Strain in our Social Compact with the Government – breakdown of policy trust
Pressure will also come from a strain in our Social Compact with the Government.
In the past, our social compact (social compact= the relationship between the people and the government) had been one based on trust. (This trust did not come cheap as the people have traded in their political and social freedoms in exchange for good governance.) There still is a strong trust in the policies of the government – the belief that the government has our interest at heart and can do the right thing. This is a very valuable asset to have because it means that the government can do big difficult things in the long run at the expense of people suffering inconveniences and difficulties in the short run. But if this trust breaks down, it would be very difficult for the government to push through policies in the new normal, and more democratic environment.
In fact public scrutiny of government policies have grown exponentially and there is not much the government can do right now. A lack of trust of the government will create policy instability; it can lead to populism and/or policy policy paralysis.
Strain resulting from Population growth
We have pursued a policy of extremely high immigration intensive growth — well over one million and that has created its own problems. If we pursue a policy of 3.5% labour force growth as we have done for the last 20 years, our population will reach 18 million in 2050. Just imagine the squeeze (Singapore’s current land area stands at 710 square kilometers). Even if labour force growth is 2% or even 1.5 % the population will reach 10-11 million. The squeeze will still be very bad! Think of the prices of housing! In fact the society is going to be like Mumbai today. Most people on the streets are likely to be foreigners. Society is certainly not going to be like the Switzerland that some senior minister had once dreamed of. Income and wealth inequality, social tensions and overcrowding will be extreme if our population reaches anywhere near 10 million.The question is, ‘Is this the kind of society we want? Do we want in 2050 a population of over 10 million or 6.5 million? The population department is responsible for highlighting this choice to Singaporeans. If more Singaporeans are aware of this there will be greater pressure on government to bring down foreign labour.
Strain resulting from income inequality
Real wages of the lowest 20% declined by 8% in the period 1997 to 2010 while those of the top 20% increase by 27% in the same period. Wages had been flat on the individual level for a long time. The government claimed that wages had increased by 1% in real terms in the last ten years, but they counted only full time employed jobs and did not adjust for increased hours worked or people taking on part time jobs. But even a one percent increase in wages over the last ten years is not a lot, given the rising costs of living.
Singapore’s economic environment had been volatile. We have had four recessions and two major financial crisis in 13 years. As we adjust, we’ll have higher structural unemployment of professionals and managers.
There is the problem of the economically working poor, because wages had been depressed.
We also have a legacy problem of 300,000 to 400,000 workers age 40 to 50 years who have not passed their PSLE (Primary School Leaving Examination). A great number of these people have lost their jobs. Many of them have become taxi drivers.

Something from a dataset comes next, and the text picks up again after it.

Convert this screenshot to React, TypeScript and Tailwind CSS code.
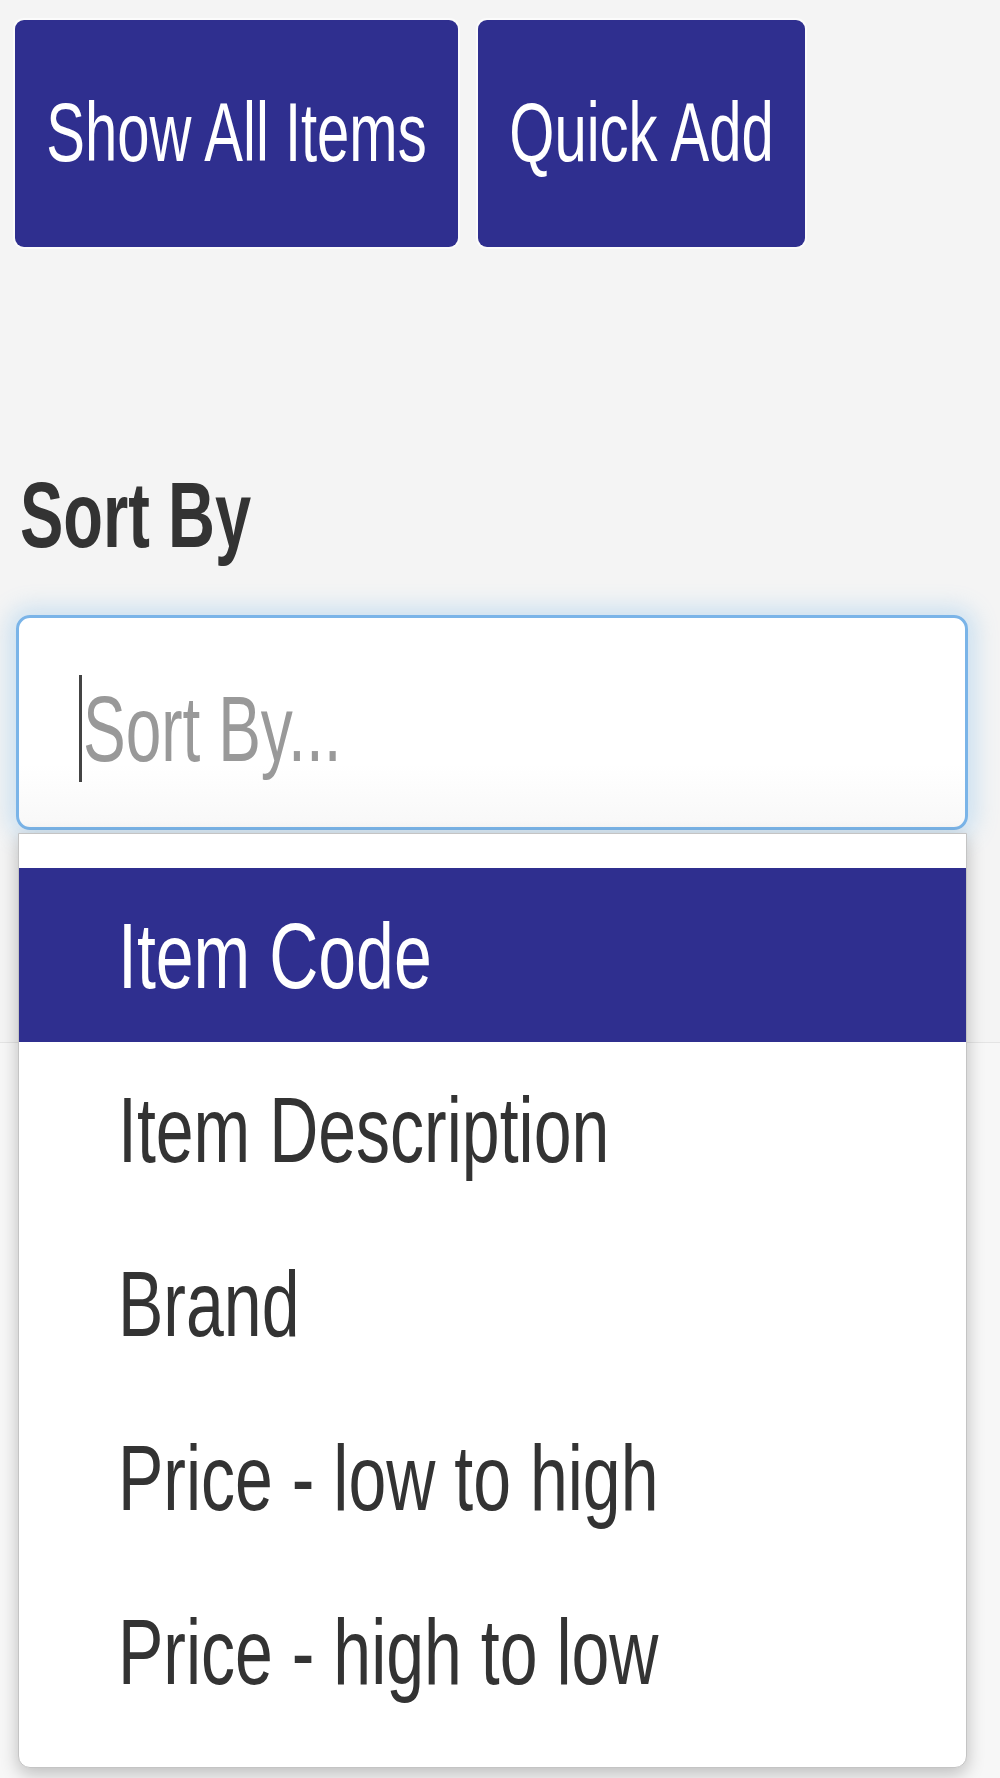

In the light of pressure from globalization, pressure from economic restructuring (shifting people from labour intensive to capital intensive jobs; closing down of industries, people looking for jobs in between) pressure from demographics (rapid increase in population) there is a need to revamp the old social security system.
A new social security system is needed for following reasons:
1) Government credibility
The government need to retain the trust of the people who had paid a high price for their social compact with them.
2) Social justice (equality of opportunity through education)
The key to well being is that people need feel that their kids are going to be better than them and the key to social mobility is through education. But is our education system giving people this mobility?
Our education system is one of the best in the world, but it has an equally big shadow education system – the tuition system. The tuition system has been so entrenched and so commercially successful that it came as no big surprise that the biggest buyers of Lamborghini cars are tuition centre owners.
If you want to be in the running for a top school, the cost of putting a kid through tuition to get to the top school is $1,200 to $1,500 per kid per month in Primary school and $2000 per kid per month in secondary school. This is certainly beyond the reach of people with low income. The top 20% spend five times more in education than the bottom 20%. So there is no level playing field for the poor when it comes to educational opportunities.
The question is, do we recognize that the central function of education is a prime vehicle for social mobility?
We could do away with PSLE and make secondary school compulsory.
In the Finland example, there are no elite schools. Schools are given a curriculum guideline but most teachers set their own curriculum. Every teacher has a masters degree with an assistant and class sizes of 15 to 20 students per class. There is no mass assessment until they reach university level. There is complete freedom and not much homework. Yet Finnish students score as well as Singaporean students in reading, science and maths. So what Finland has is social mobility and people with a happy childhood.
The Finland example shows that there are alternative ways of getting the same results.
3) Competitiveness and Social Well-being
Countries which have strong social safety nets can be more competitive than those which do not. Denmark for example has a most favourable labour market because it has a strong social safety net. They can close down ship yards and relocate labour; they can make daring economic re-structuring because they know people are taken care of in between industries. They lose jobs, but are taken care of; they retrain and get re-employed. With a good social safety net you can be more aggressive in re-structuring the economy.
Social well being should be the ultimate aim of economic policy.